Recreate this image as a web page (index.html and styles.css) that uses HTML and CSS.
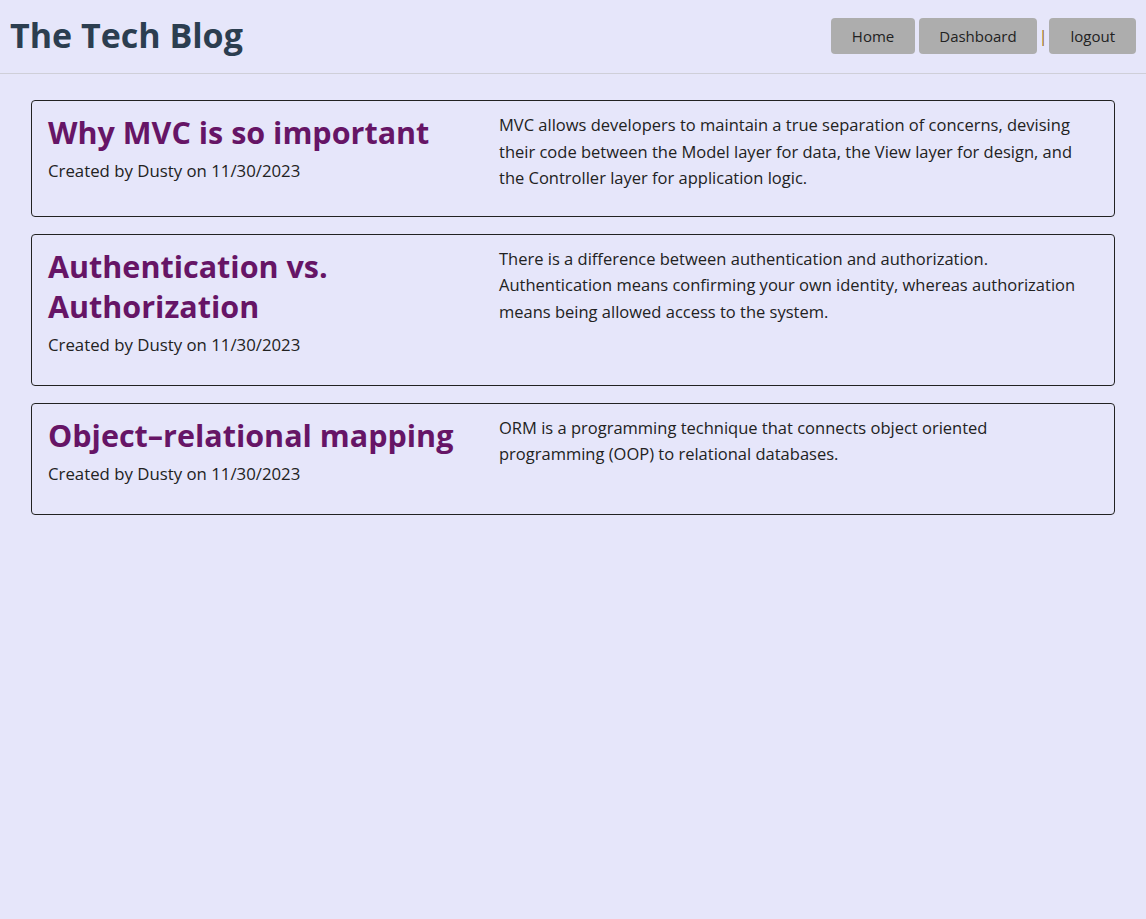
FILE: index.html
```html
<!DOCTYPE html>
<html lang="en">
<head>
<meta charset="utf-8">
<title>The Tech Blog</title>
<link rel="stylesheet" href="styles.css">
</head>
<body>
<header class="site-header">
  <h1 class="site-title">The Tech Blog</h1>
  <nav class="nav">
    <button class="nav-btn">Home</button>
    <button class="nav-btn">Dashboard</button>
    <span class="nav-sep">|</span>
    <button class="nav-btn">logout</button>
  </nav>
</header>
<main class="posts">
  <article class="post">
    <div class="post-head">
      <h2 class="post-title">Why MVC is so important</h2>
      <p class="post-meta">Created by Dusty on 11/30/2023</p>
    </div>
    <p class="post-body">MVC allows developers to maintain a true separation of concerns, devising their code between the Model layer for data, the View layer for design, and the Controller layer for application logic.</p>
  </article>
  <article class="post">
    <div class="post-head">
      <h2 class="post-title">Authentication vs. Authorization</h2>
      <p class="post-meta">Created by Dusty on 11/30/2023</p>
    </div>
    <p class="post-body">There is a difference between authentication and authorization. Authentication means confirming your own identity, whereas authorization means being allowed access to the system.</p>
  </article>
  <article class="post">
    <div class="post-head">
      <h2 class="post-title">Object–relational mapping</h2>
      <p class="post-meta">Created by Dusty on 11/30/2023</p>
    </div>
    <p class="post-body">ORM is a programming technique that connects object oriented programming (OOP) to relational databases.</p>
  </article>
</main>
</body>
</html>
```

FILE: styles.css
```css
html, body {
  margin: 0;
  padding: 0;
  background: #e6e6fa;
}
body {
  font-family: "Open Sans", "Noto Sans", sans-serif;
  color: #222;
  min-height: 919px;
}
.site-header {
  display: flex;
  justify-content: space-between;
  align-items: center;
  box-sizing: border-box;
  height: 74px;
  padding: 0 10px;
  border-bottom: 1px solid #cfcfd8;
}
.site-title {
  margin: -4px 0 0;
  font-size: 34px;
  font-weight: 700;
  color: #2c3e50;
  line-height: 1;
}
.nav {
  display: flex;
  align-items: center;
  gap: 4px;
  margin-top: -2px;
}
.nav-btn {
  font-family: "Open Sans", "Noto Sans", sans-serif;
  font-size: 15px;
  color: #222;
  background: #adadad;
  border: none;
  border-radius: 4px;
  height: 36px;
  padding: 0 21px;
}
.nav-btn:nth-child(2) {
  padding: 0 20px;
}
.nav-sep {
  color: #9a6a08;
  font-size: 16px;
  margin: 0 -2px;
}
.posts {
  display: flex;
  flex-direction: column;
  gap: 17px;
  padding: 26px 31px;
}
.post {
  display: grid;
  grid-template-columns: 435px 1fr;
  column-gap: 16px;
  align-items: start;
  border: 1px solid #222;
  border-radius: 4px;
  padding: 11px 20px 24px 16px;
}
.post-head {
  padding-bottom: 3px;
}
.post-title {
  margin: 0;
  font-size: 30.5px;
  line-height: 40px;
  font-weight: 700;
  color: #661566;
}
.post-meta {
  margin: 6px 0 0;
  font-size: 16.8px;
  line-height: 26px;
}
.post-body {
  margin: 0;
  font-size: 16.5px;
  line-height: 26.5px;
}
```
_ _ _
### [What to produce]
Transcribe the material exactly, keeping every word and none of the pictures.

### [Output below]
Recreate this image as a web page (index.html and styles.css) that uses HTML and CSS.
FILE: index.html
```html
<!DOCTYPE html>
<html lang="en">
<head>
<meta charset="utf-8">
<title>The Tech Blog</title>
<link rel="stylesheet" href="styles.css">
</head>
<body>
<header class="site-header">
  <h1 class="site-title">The Tech Blog</h1>
  <nav class="nav">
    <button class="nav-btn">Home</button>
    <button class="nav-btn">Dashboard</button>
    <span class="nav-sep">|</span>
    <button class="nav-btn">logout</button>
  </nav>
</header>
<main class="posts">
  <article class="post">
    <div class="post-head">
      <h2 class="post-title">Why MVC is so important</h2>
      <p class="post-meta">Created by Dusty on 11/30/2023</p>
    </div>
    <p class="post-body">MVC allows developers to maintain a true separation of concerns, devising their code between the Model layer for data, the View layer for design, and the Controller layer for application logic.</p>
  </article>
  <article class="post">
    <div class="post-head">
      <h2 class="post-title">Authentication vs. Authorization</h2>
      <p class="post-meta">Created by Dusty on 11/30/2023</p>
    </div>
    <p class="post-body">There is a difference between authentication and authorization. Authentication means confirming your own identity, whereas authorization means being allowed access to the system.</p>
  </article>
  <article class="post">
    <div class="post-head">
      <h2 class="post-title">Object–relational mapping</h2>
      <p class="post-meta">Created by Dusty on 11/30/2023</p>
    </div>
    <p class="post-body">ORM is a programming technique that connects object oriented programming (OOP) to relational databases.</p>
  </article>
</main>
</body>
</html>
```

FILE: styles.css
```css
html, body {
  margin: 0;
  padding: 0;
  background: #e6e6fa;
}
body {
  font-family: "Open Sans", "Noto Sans", sans-serif;
  color: #222;
  min-height: 919px;
}
.site-header {
  display: flex;
  justify-content: space-between;
  align-items: center;
  box-sizing: border-box;
  height: 74px;
  padding: 0 10px;
  border-bottom: 1px solid #cfcfd8;
}
.site-title {
  margin: -4px 0 0;
  font-size: 34px;
  font-weight: 700;
  color: #2c3e50;
  line-height: 1;
}
.nav {
  display: flex;
  align-items: center;
  gap: 4px;
  margin-top: -2px;
}
.nav-btn {
  font-family: "Open Sans", "Noto Sans", sans-serif;
  font-size: 15px;
  color: #222;
  background: #adadad;
  border: none;
  border-radius: 4px;
  height: 36px;
  padding: 0 21px;
}
.nav-btn:nth-child(2) {
  padding: 0 20px;
}
.nav-sep {
  color: #9a6a08;
  font-size: 16px;
  margin: 0 -2px;
}
.posts {
  display: flex;
  flex-direction: column;
  gap: 17px;
  padding: 26px 31px;
}
.post {
  display: grid;
  grid-template-columns: 435px 1fr;
  column-gap: 16px;
  align-items: start;
  border: 1px solid #222;
  border-radius: 4px;
  padding: 11px 20px 24px 16px;
}
.post-head {
  padding-bottom: 3px;
}
.post-title {
  margin: 0;
  font-size: 30.5px;
  line-height: 40px;
  font-weight: 700;
  color: #661566;
}
.post-meta {
  margin: 6px 0 0;
  font-size: 16.8px;
  line-height: 26px;
}
.post-body {
  margin: 0;
  font-size: 16.5px;
  line-height: 26.5px;
}
```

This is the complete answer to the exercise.